Big projects are chewing through the country's supplies of the aggregate, forcing up the price as reserves shrink.
“It never stops,” says Gill Construction manager Roger Earl.
“Seven days a week, it constantly goes out the door and I don't think that'll ever change”.
What's not guaranteed is where the Marlborough contractors will get it from in the future.
The amount of gravel the local council uses for roads has doubled following the Kaikoura earthquake and is now restricted on what it can take.

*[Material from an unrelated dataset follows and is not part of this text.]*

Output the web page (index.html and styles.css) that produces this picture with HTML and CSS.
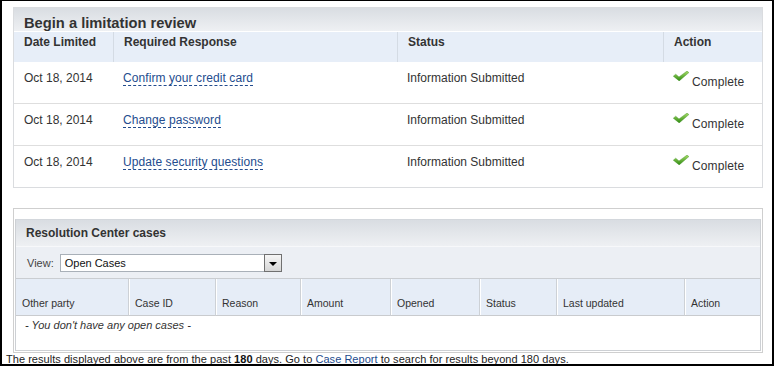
FILE: index.html
```html
<!DOCTYPE html>
<html lang="en">
<head>
<meta charset="utf-8">
<title>Limitation review</title>
<link rel="stylesheet" href="styles.css">
</head>
<body>
<div class="frame">
  <section class="panel review">
    <h2 class="review-title">Begin a limitation review</h2>
    <table class="review-table">
      <thead>
        <tr>
          <th class="rc1">Date Limited</th>
          <th class="rc2">Required Response</th>
          <th class="rc3">Status</th>
          <th class="rc4">Action</th>
        </tr>
      </thead>
      <tbody>
        <tr>
          <td>Oct 18, 2014</td>
          <td><a class="dlink" href="#">Confirm your credit card</a></td>
          <td>Information Submitted</td>
          <td><span class="done"><svg class="check" viewBox="0 0 16 10" width="16" height="10"><defs><linearGradient id="g1" x1="0" y1="0" x2="0" y2="1"><stop offset="0" stop-color="#a6dc66"/><stop offset="1" stop-color="#2e8a12"/></linearGradient></defs><path d="M0.3 5.2 L2.7 3.2 L6 5.9 L14 0.1 L15.9 1.6 L6.2 9.9 Z" fill="url(#g1)" stroke="#3d8f20" stroke-width="0.4"/></svg><span class="done-text">Complete</span></span></td>
        </tr>
        <tr>
          <td>Oct 18, 2014</td>
          <td><a class="dlink" href="#">Change password</a></td>
          <td>Information Submitted</td>
          <td><span class="done"><svg class="check" viewBox="0 0 16 10" width="16" height="10"><path d="M0.3 5.2 L2.7 3.2 L6 5.9 L14 0.1 L15.9 1.6 L6.2 9.9 Z" fill="url(#g1)" stroke="#3d8f20" stroke-width="0.4"/></svg><span class="done-text">Complete</span></span></td>
        </tr>
        <tr>
          <td>Oct 18, 2014</td>
          <td><a class="dlink" href="#">Update security questions</a></td>
          <td>Information Submitted</td>
          <td><span class="done"><svg class="check" viewBox="0 0 16 10" width="16" height="10"><path d="M0.3 5.2 L2.7 3.2 L6 5.9 L14 0.1 L15.9 1.6 L6.2 9.9 Z" fill="url(#g1)" stroke="#3d8f20" stroke-width="0.4"/></svg><span class="done-text">Complete</span></span></td>
        </tr>
      </tbody>
    </table>
  </section>

  <section class="panel cases">
    <div class="cases-inner">
      <h2 class="cases-title">Resolution Center cases</h2>
      <div class="view-bar">
        <span class="view-label">View:</span>
        <div class="select">
          <span class="select-value">Open Cases</span>
          <span class="select-btn"><span class="tri"></span></span>
        </div>
      </div>
      <table class="cases-table">
        <thead>
          <tr>
            <th class="k1">Other party</th>
            <th class="k2">Case ID</th>
            <th class="k3">Reason</th>
            <th class="k4">Amount</th>
            <th class="k5">Opened</th>
            <th class="k6">Status</th>
            <th class="k7">Last updated</th>
            <th class="k8">Action</th>
          </tr>
        </thead>
        <tbody>
          <tr>
            <td class="empty" colspan="8">- You don't have any open cases -</td>
          </tr>
        </tbody>
      </table>
    </div>
  </section>

  <p class="footnote">The results displayed above are from the past <b>180</b> days. Go to <a class="report" href="#">Case Report</a> to search for results beyond 180 days.</p>
</div>
</body>
</html>
```

FILE: styles.css
```css
* { box-sizing: border-box; }
html, body { margin: 0; padding: 0; background: #fff; }
body {
  font-family: "Liberation Sans", Arial, sans-serif;
  color: #333;
}

.frame {
  width: 774px;
  height: 366px;
  border-style: solid;
  border-color: #000;
  border-width: 1px 2px 2px 2px;
  padding: 6px 0 0 4px;
  overflow: hidden;
}

.panel {
  width: 750px;
  margin-left: 7px;
}

/* ---------- limitation review ---------- */
.review {
  border: 1px solid #dadcdf;
}
.review-title {
  margin: 0;
  height: 24px;
  padding: 7px 0 0 10px;
  font-size: 14.7px;
  line-height: 16px;
  font-weight: bold;
  color: #333;
  background: linear-gradient(#d9dde2, #eef0f3);
  border-bottom: 1px solid #fff;
}
.review-table {
  width: 748px;
  border-collapse: separate;
  border-spacing: 0;
  table-layout: fixed;
}
.review-table th {
  height: 30px;
  padding: 3px 10px 0;
  text-align: left;
  vertical-align: top;
  font-size: 12px;
  line-height: 14px;
  font-weight: bold;
  color: #333;
  background: #e7eef8;
}
.review-table th + th { border-left: 1px solid #d4dbe4; }
.rc1 { width: 99px; }
.rc2 { width: 284px; }
.rc3 { width: 266px; }
.rc4 { width: 99px; }
.review-table td {
  height: 42px;
  padding: 9px 10px 0;
  vertical-align: top;
  font-size: 12px;
  line-height: 14px;
  color: #333;
  border-bottom: 1px solid #dedede;
}
.review-table tbody tr:last-child td {
  height: 41px;
  border-bottom: none;
}
.dlink {
  color: #234c8e;
  text-decoration: none;
  border-bottom: 1px dashed #234c8e;
  letter-spacing: 0.08px;
}
.done {
  display: flex;
  align-items: flex-start;
}
.check {
  display: block;
  margin-top: 0;
  flex: none;
}
.done-text {
  margin-left: 3px;
  margin-top: 4px;
  color: #333;
  letter-spacing: 0.1px;
}

/* ---------- resolution center ---------- */
.cases {
  margin-top: 20px;
  border: 1px solid #cfcfcf;
  padding: 10px 1px 1px 1px;
}
.cases-inner {
  border: 1px solid #cdd0d4;
  border-top-color: #d3d7dc;
}
.cases-title {
  margin: 0;
  height: 27px;
  padding: 6px 0 0 10px;
  font-size: 12px;
  line-height: 14px;
  font-weight: bold;
  color: #333;
  background: linear-gradient(#d9dde2, #eef0f3);
  border-bottom: 1px solid #f7f8fa;
}
.view-bar {
  height: 32px;
  display: flex;
  align-items: center;
  gap: 6px;
  padding-left: 11px;
  background: #eceff4;
  border-bottom: 1px solid #cacdd1;
  font-size: 11px;
}
.view-label { color: #444; }
.select {
  width: 222px;
  height: 18px;
  display: flex;
  align-items: stretch;
  background: #fff;
  border: 1px solid #a9b0b8;
  border-right: none;
  margin-top: 1px;
}
.select-value {
  flex: 1;
  padding-left: 4px;
  line-height: 16px;
  color: #111;
}
.select-btn {
  width: 18px;
  margin: -1px 0;
  border: 1px solid #707070;
  background: linear-gradient(#f6f6f6, #d6d6d6);
  display: flex;
  align-items: center;
  justify-content: center;
}
.tri {
  width: 0;
  height: 0;
  border-left: 4px solid transparent;
  border-right: 4px solid transparent;
  border-top: 4px solid #000;
  margin-top: 1px;
}
.cases-table {
  width: 744px;
  border-collapse: separate;
  border-spacing: 0;
  table-layout: fixed;
}
.cases-table th {
  height: 37px;
  padding: 0 0 5px 6px;
  text-align: left;
  vertical-align: bottom;
  font-size: 10.5px;
  line-height: 13px;
  font-weight: normal;
  color: #333;
  background: #e6edf7;
  border-bottom: 1px solid #c9cbce;
}
.cases-table th + th {
  border-left: 1px solid #cdd1d6;
  box-shadow: inset 1px 0 0 #fff;
}
.k1 { width: 112px; }
.k2 { width: 87px; }
.k3 { width: 85px; }
.k4 { width: 90px; }
.k5 { width: 89px; }
.k6 { width: 77px; }
.k7 { width: 128px; }
.k8 { width: 76px; }
.cases-table td.empty {
  height: 34px;
  padding: 3px 0 0 9px;
  vertical-align: top;
  font-size: 11px;
  line-height: 13px;
  font-style: italic;
  color: #333;
}

/* ---------- footnote ---------- */
.footnote {
  margin: 0;
  font-size: 11px;
  line-height: 13px;
  color: #222;
  letter-spacing: 0.04px;
}
.footnote b { color: #111; }
.report {
  color: #234c8e;
  text-decoration: none;
  border-bottom: 1px solid #f2a64a;
}
```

“We're typically guilty in New Zealand of over harvesting, so now you're seeing councils and regulatory authorities controlling the extraction rate from rivers in certain areas,” explains Aggregate and Quarry Association member Antony Clark.
It's estimated New Zealand uses between 40 - 45 million tonnes of aggregate a year. That equates to around one truckload per New Zealander.
The quarry industry says it’s getting harder to gain consents for sites, especially in urban areas.
But residents who live near proposed new sites, like those living in the Christchurch suburb Templeton, say they'll end up paying the biggest price.
“I understand and accept that we need quarries, but the only reason they're putting it there is that it will save them money,” Templeton Residents’ Association Chairman Gary Kilday told 1 NEWS.
“There's a truck coming in or out every 20 seconds and these trucks are huge. When they're empty and go over a bump they sound like an earthquake coming” he says.
But the industry's warning prices will continue to climb if our gravel stocks aren't managed better.
“Every time you go beyond 30 kilometres the price of that material doubles,” says Mr Clark.
"You're gonna pay more for your house, more to make that subdivision, to put your house on, more for the pipes going in there."